Pro Tip: Your business’s returns policy needs to be clearly stated and provide instructions on what to do. While creating the instructions that go in the box may be responsibility of the marketing team, partner with them on the language of the policy, so you’re on the same page when it comes to customer expectations. Neither department wants a surprise here.
Pro Tip: If a product has a high return rate and the customer reason is consistently “defective item” but your team isn’t finding fault in the returned items—it’s time to look at how the item is described on your site. Confusion over the product’s design, installation, or even purpose could be the root issue here.
2. Calculate how to offer free shipping
Free shipping is quickly becoming non-negotiable for many consumers today, and that trend isn’t slowing down—even Etsy just announced free shipping on orders over $35. One way to keep up on this front is to offset the costs with a slight price increase.
Pull a report of the past 12 months of returns from your inventory management or supply chain management software. Identify the most often returned products and then calculate the average loss for those items. It’s possible that you will need to increase the price of those items to cover the expected returns.
Pro Tip: For free shipping to take priority, you may need to deprioritize improvements in another area. Our survey found that customers aren’t totally turned off by an out-of-stock message. This means you could focus efforts on offering free shipping instead of how to avoid stockouts.
Of course, both should always be improved upon, but this insight can help you prioritize.
3. An unexpected differentiator that you can offer today
An overwhelming 73% of consumers say it would be nice to receive an exchange item before returning the original purchase. Add the 17% who expect it, and you have a major consumer desire your supply chain can help you fulfill.
Amazon Prime, Zappos, and Stitch Fix all provide this exchange service. For example, if a customer buys sneakers in a size 9 but question the fit after they arrive, they can request the size 9.5 or 10 in the Amazon app. Amazon will inform them of the deadline for returning the unwanted pair—typically four weeks out—and then ship the new pair.
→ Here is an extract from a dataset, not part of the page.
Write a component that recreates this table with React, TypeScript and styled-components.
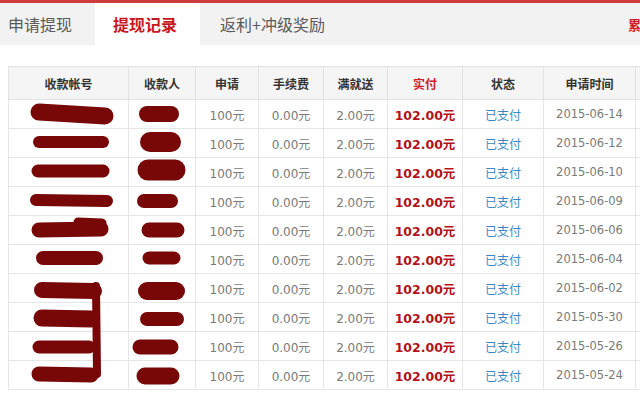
import React from 'react'
import styled, { createGlobalStyle } from 'styled-components'

const GlobalStyle = createGlobalStyle`
    html, body {
        margin: 0;
        padding: 0;
        background: #fff;
        overflow: hidden;
    }
`

const Page = styled.div`
    position: relative;
    width: 690px;
    height: 396px;
    font-family: 'Noto Sans CJK SC', 'Noto Sans', sans-serif;
    overflow: hidden;
`

const TabBar = styled.div`
    display: flex;
    align-items: stretch;
    height: 42px;
    background-color: #f2f2f2;
    border-top: 3px solid #cf3b3b;
`

const Tab = styled.div<{ $active?: boolean; $width: number; $pad: number }>`
    display: flex;
    align-items: center;
    box-sizing: border-box;
    width: ${(p) => p.$width}px;
    padding-left: ${(p) => p.$pad}px;
    font-size: 16px;
    color: ${(p) => (p.$active ? '#c9171e' : '#5a5a5a')};
    font-weight: ${(p) => (p.$active ? 700 : 400)};
    background-color: ${(p) => (p.$active ? '#fff' : 'transparent')};
`

const TabLink = styled.div`
    margin-left: auto;
    display: flex;
    align-items: center;
    padding-right: 10px;
    font-size: 13px;
    font-weight: 700;
    color: #d0202a;
`

const TableWrap = styled.div`
    padding: 21px 0 0 8px;
`

const Table = styled.table`
    border-collapse: collapse;
    table-layout: fixed;
    width: 707px;
`

const HeadCell = styled.th<{ $red?: boolean }>`
    height: 32px;
    padding: 0;
    border: 1px solid #e2e2e2;
    background-color: #f5f5f5;
    font-size: 12px;
    font-weight: 700;
    color: ${(p) => (p.$red ? '#d0202a' : '#333')};
    text-align: center;
`

const Cell = styled.td<{ $kind?: 'money' | 'status' | 'date' }>`
    height: 28px;
    padding: 0;
    border: 1px solid #e6e6e6;
    text-align: center;
    font-family: 'DejaVu Sans', 'Noto Sans CJK SC', sans-serif;
    font-size: ${(p) => (p.$kind === 'money' ? '12.5px' : p.$kind === 'date' ? '11.5px' : '12px')};
    font-weight: ${(p) => (p.$kind === 'money' ? 700 : 400)};
    color: ${(p) =>
        p.$kind === 'money' ? '#b3121a' : p.$kind === 'status' ? '#3a87c6' : '#7a7a7a'};
`

const StatusText = styled.span`
    font-family: 'Noto Sans CJK SC', sans-serif;
`

// covers the hand-drawn redactions over the first two columns
const Redaction = styled.svg`
    position: absolute;
    left: 0;
    top: 0;
    pointer-events: none;
`

const columns = [
    { title: '收款帐号', width: 120 },
    { title: '收款人', width: 67 },
    { title: '申请', width: 63 },
    { title: '手续费', width: 65 },
    { title: '满就送', width: 64 },
    { title: '实付', width: 75, red: true },
    { title: '状态', width: 81 },
    { title: '申请时间', width: 92 },
    { title: '操作', width: 80 },
]

const dates = [
    '2015-06-14',
    '2015-06-12',
    '2015-06-10',
    '2015-06-09',
    '2015-06-06',
    '2015-06-04',
    '2015-06-02',
    '2015-05-30',
    '2015-05-26',
    '2015-05-24',
]

// [x1, y1, x2, y2, thickness]
const strokes: [number, number, number, number, number][] = [
    [39, 112, 105, 116, 17],
    [39, 142, 103, 142, 12],
    [38, 171, 103, 171, 13],
    [36, 200, 107, 201, 12],
    [39, 230, 101, 229, 15],
    [78, 222, 102, 223, 9],
    [43, 258, 96, 258, 14],
    [42, 290, 94, 291, 16],
    [96, 286, 97, 374, 8],
    [42, 318, 91, 319, 17],
    [39, 347, 89, 347, 13],
    [39, 374, 91, 375, 15],
    [147, 114, 171, 114, 16],
    [150, 142, 171, 142, 20],
    [148, 170, 175, 170, 21],
    [144, 201, 171, 201, 14],
    [149, 230, 177, 230, 15],
    [149, 258, 174, 258, 13],
    [147, 291, 176, 291, 18],
    [147, 319, 177, 319, 14],
    [140, 347, 171, 347, 15],
    [145, 376, 171, 376, 17],
]

export default function App() {
    return (
        <Page>
            <GlobalStyle />
            <TabBar>
                <Tab $width={95} $pad={8}>申请提现</Tab>
                <Tab $width={105} $pad={18} $active>
                    提现记录
                </Tab>
                <Tab $width={150} $pad={20}>返利+冲级奖励</Tab>
                <TabLink>累积收益</TabLink>
            </TabBar>
            <TableWrap>
                <Table>
                    <colgroup>
                        {columns.map((c) => (
                            <col key={c.title} style={{ width: c.width }} />
                        ))}
                    </colgroup>
                    <thead>
                        <tr>
                            {columns.map((c) => (
                                <HeadCell key={c.title} $red={c.red}>
                                    {c.title}
                                </HeadCell>
                            ))}
                        </tr>
                    </thead>
                    <tbody>
                        {dates.map((d) => (
                            <tr key={d}>
                                <Cell />
                                <Cell />
                                <Cell>100元</Cell>
                                <Cell>0.00元</Cell>
                                <Cell>2.00元</Cell>
                                <Cell $kind="money">102.00元</Cell>
                                <Cell $kind="status">
                                    <StatusText>已支付</StatusText>
                                </Cell>
                                <Cell $kind="date">{d}</Cell>
                                <Cell />
                            </tr>
                        ))}
                    </tbody>
                </Table>
            </TableWrap>
            <Redaction width="200" height="396" viewBox="0 0 200 396">
                {strokes.map(([x1, y1, x2, y2, w], i) => (
                    <line
                        key={i}
                        x1={x1}
                        y1={y1}
                        x2={x2}
                        y2={y2}
                        stroke="#780808"
                        strokeWidth={w}
                        strokeLinecap="round"
                    />
                ))}
            </Redaction>
        </Page>
    )
}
This way, the customer can try on both sizes, decide which is best, print out the return label, and send the unwanted pair back before the stated date—or else they’ll be charged for both pairs.
Pro Tip: Your marketing team will likely jump on the delayed exchange idea, but keep in mind that your accounting team will need time to update their processes, such as how to support delayed payments. Your logistics team will also need to adjust away from the one-order, one-shipment mentality.
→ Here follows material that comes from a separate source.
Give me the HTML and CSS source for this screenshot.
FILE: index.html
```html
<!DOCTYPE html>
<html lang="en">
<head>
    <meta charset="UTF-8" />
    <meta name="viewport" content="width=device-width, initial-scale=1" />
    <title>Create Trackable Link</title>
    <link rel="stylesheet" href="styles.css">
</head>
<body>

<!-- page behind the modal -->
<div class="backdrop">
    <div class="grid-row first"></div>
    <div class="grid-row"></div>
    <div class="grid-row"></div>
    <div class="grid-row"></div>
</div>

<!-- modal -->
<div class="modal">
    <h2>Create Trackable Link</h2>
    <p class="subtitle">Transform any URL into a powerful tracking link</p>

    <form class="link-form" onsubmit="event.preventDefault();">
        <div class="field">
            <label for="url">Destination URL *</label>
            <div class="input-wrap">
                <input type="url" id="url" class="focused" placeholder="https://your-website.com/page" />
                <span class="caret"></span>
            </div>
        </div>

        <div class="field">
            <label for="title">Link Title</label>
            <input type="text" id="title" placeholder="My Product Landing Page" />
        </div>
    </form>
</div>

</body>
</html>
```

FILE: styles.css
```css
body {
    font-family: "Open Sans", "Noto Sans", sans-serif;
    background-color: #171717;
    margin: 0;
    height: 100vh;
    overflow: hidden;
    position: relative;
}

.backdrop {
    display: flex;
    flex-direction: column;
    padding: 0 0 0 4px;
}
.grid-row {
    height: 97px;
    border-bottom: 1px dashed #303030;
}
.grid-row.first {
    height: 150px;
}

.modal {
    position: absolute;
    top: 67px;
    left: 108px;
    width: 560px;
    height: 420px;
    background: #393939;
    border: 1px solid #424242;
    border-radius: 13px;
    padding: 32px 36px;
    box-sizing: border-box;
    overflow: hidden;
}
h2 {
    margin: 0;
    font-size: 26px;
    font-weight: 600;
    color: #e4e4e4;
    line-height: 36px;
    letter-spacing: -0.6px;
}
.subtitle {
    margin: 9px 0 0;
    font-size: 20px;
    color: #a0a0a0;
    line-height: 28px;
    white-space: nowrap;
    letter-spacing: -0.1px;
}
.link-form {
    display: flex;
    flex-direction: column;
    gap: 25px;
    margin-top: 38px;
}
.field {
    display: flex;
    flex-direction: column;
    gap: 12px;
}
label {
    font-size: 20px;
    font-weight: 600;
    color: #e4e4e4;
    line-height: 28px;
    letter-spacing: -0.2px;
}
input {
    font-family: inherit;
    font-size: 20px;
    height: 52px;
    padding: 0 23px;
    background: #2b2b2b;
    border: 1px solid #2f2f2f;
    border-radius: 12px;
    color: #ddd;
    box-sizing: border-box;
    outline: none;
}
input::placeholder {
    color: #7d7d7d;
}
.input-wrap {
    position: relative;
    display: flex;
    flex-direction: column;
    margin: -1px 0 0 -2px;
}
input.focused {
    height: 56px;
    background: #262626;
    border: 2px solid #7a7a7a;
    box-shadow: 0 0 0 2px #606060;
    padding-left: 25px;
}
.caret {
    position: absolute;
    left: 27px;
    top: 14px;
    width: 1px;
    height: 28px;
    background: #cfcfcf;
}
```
Prediction: This “try out” perk is a customer-loyalty building option right now, but we project this exchange program to be the standard within the next five years. V12 found over half of consumers hesitate to buy online due to the lack of being able to touch and feel the item, but this will be eliminated with try-on options, so we expect that percentage to shrink considerably.
In this article we shared recent survey results with consumer expectations for the returns process and policies. The three recommendations for updating your processes can each be supported with the right supply chain management or inventory management software program. If you’re looking to invest in new software, our advisors are always happy to discuss in a free consultation—call us at (844) 680-2046.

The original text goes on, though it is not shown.